In contrast to the present day midwives, blue cohosh was only used on rare occasions traditionally. Cook, 1869, says it was used it was rarely used in the form of a powder. One traditional herbal warns that blue cohosh can cause precipitous labour when used alone, and it can affect foetal heart tone during delivery (Weed S 1985). References to traditional use of blue cohosh are rare; one most frequent quoted source goes back to a medical botanist Constanie (Rafinesque in 1828) who quoted a doctor Peter Smith. Peter Smith was called an Indian Doctor, the name used to describe someone using Native North American Herbs, he had been selling a commercial preparation of blue cohosh and had created an commercial pamphlet in 1813, but he had not necessarily been trained by or had observed the American Indians. So the statement can hardly be used primary evidence of use of blue cohosh by Native Americans. Of the ten tribes listed which used blue cohosh, only 2 ethnobotanical studies found blue cohosh used as a childbirth aid and in these it is not clear for which they were used as preparation for childbirth or for stalled labour (Moerman 1998). Overall, the use of blue cohosh was not universal among tribes, and the major source for taking it, as partus praeparator, is from Peter Smith. The use during labour to promote delivery was more common, and only occasional use has been found of the plant given in preparation for childbirth (1970Vogel).
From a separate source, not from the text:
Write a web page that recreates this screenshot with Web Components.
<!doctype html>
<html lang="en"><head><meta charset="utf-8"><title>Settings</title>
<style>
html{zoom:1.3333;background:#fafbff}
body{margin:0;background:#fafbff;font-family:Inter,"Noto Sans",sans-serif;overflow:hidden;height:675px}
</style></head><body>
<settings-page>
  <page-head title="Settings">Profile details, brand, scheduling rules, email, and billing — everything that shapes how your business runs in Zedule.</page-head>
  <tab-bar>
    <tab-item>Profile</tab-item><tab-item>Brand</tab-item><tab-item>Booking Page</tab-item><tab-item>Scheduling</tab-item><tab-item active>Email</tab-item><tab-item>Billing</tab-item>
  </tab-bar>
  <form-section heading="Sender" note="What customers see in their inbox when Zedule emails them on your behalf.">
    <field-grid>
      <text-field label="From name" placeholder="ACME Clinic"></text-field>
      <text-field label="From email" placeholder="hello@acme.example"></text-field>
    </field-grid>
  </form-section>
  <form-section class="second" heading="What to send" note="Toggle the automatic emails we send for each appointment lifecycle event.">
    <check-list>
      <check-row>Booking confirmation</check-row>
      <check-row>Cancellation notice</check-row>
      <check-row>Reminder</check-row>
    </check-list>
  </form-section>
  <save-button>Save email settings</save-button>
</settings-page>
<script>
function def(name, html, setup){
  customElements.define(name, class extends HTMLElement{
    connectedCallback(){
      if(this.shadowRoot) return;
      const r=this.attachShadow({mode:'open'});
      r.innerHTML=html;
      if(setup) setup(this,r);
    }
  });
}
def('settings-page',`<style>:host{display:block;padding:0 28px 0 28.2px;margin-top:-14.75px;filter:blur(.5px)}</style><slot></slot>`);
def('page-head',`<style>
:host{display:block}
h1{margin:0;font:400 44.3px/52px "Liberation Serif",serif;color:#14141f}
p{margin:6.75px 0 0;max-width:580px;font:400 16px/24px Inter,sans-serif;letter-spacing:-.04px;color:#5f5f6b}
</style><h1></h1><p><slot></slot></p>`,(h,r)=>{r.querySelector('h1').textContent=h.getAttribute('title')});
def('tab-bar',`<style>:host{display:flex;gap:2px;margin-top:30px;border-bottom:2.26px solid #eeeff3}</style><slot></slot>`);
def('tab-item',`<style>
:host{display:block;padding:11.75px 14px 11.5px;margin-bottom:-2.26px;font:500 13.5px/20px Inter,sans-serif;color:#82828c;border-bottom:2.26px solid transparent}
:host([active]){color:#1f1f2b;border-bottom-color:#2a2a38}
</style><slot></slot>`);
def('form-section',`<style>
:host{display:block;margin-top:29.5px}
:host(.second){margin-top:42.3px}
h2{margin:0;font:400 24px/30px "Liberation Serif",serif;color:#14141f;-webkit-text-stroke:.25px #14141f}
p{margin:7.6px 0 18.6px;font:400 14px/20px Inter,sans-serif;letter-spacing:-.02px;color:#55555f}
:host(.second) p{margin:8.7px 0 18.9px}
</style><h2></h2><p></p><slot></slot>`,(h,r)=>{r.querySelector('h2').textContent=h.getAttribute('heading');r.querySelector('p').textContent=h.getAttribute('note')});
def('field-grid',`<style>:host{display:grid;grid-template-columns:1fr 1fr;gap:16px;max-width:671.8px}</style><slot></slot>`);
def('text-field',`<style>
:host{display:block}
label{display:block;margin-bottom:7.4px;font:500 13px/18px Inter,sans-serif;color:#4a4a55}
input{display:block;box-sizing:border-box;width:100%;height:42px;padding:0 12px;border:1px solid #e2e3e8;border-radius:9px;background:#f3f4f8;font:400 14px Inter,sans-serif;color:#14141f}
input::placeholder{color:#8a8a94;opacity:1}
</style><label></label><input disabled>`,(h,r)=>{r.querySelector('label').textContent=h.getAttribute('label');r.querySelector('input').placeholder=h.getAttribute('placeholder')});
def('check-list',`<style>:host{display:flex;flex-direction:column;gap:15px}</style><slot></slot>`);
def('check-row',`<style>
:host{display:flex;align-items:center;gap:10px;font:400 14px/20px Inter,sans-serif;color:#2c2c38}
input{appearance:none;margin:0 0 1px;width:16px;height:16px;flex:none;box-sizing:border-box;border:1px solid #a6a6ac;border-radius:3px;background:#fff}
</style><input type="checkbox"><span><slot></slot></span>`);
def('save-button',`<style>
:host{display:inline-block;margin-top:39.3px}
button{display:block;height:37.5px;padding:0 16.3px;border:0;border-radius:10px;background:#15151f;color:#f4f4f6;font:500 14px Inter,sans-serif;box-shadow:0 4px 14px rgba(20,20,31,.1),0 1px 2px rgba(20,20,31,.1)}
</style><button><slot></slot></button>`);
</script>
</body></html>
Between 1882-1905 it was listed in the United States Pharmacopoeia as a labour inducer (Lippincot 1992).

Thomsonsonian herbalism was the primary health care system in America between 1820-1850 and, by the 1830s, Blue Cohosh was included in a Mothers cordial formula and has been used since in America as a preparation for childbirth, in the form of a tincture (Bergner 2001). It was never used as a single herb. William Cook mainly used the herb as a decoction and rarely as a powder and, although any other herbs he used in quite high doses, with blue cohosh he used only very small doses in conjunction with other herbs (Bergner 2001).

So the widespread use indicates safety in most cases, however high infant mortality might have masked adverse effects of the blue cohosh. In the early 20thC it was widely used by all schools for stalled labour. When used in tincture, doses were very low, and never on its own. When used as a decoction, doses were higher

Traditionally, therefore, as a tincture, the herb would have been used in either very small doses, or larger doses as a decoction, and would not have been used on its own. The case reported by Jones and Lawson, stated that the woman took three times the recommended dose. The powder in the tablets contains all the alcohol-soluble constituents of the plant and, if used, would require very low doses; 5-10 mg for instance. The use of blue cohosh in this form is not supported by historical herbal use and the precipitous labour and cardio toxicity are consistent with pre-existing warnings in contemporary herbal literature.


Blue cohosh was not traditionally used as a partus praeparator, if used, only in those experiencing a difficult labour, not for weeks up to labour. The high use in the United States by midwives indicates that most of the time blue cohosh probably will not give a problem but, occasionally, individuals will respond negatively. Though most of the time the use of blue cohosh does not cause a problem, traditional use does not support the general use of blue cohosh partus praeparator. And, with the incidence of adverse affects to blue cohosh by the new born, it should not be recommended in pregnancy.

The above herbs illustrate the importance of accurate information on traditional use, and linking it with up-to-date information. Concerning raspberry leaf we can go back a long time in its use as a labour preparation. Blue cohosh has not that tradition. Raspberry leaf is safe and possibly can help in labour. Blue cohosh can, occasionally, lead to negative effects and therefore should not be used as a preparatory herb for labour.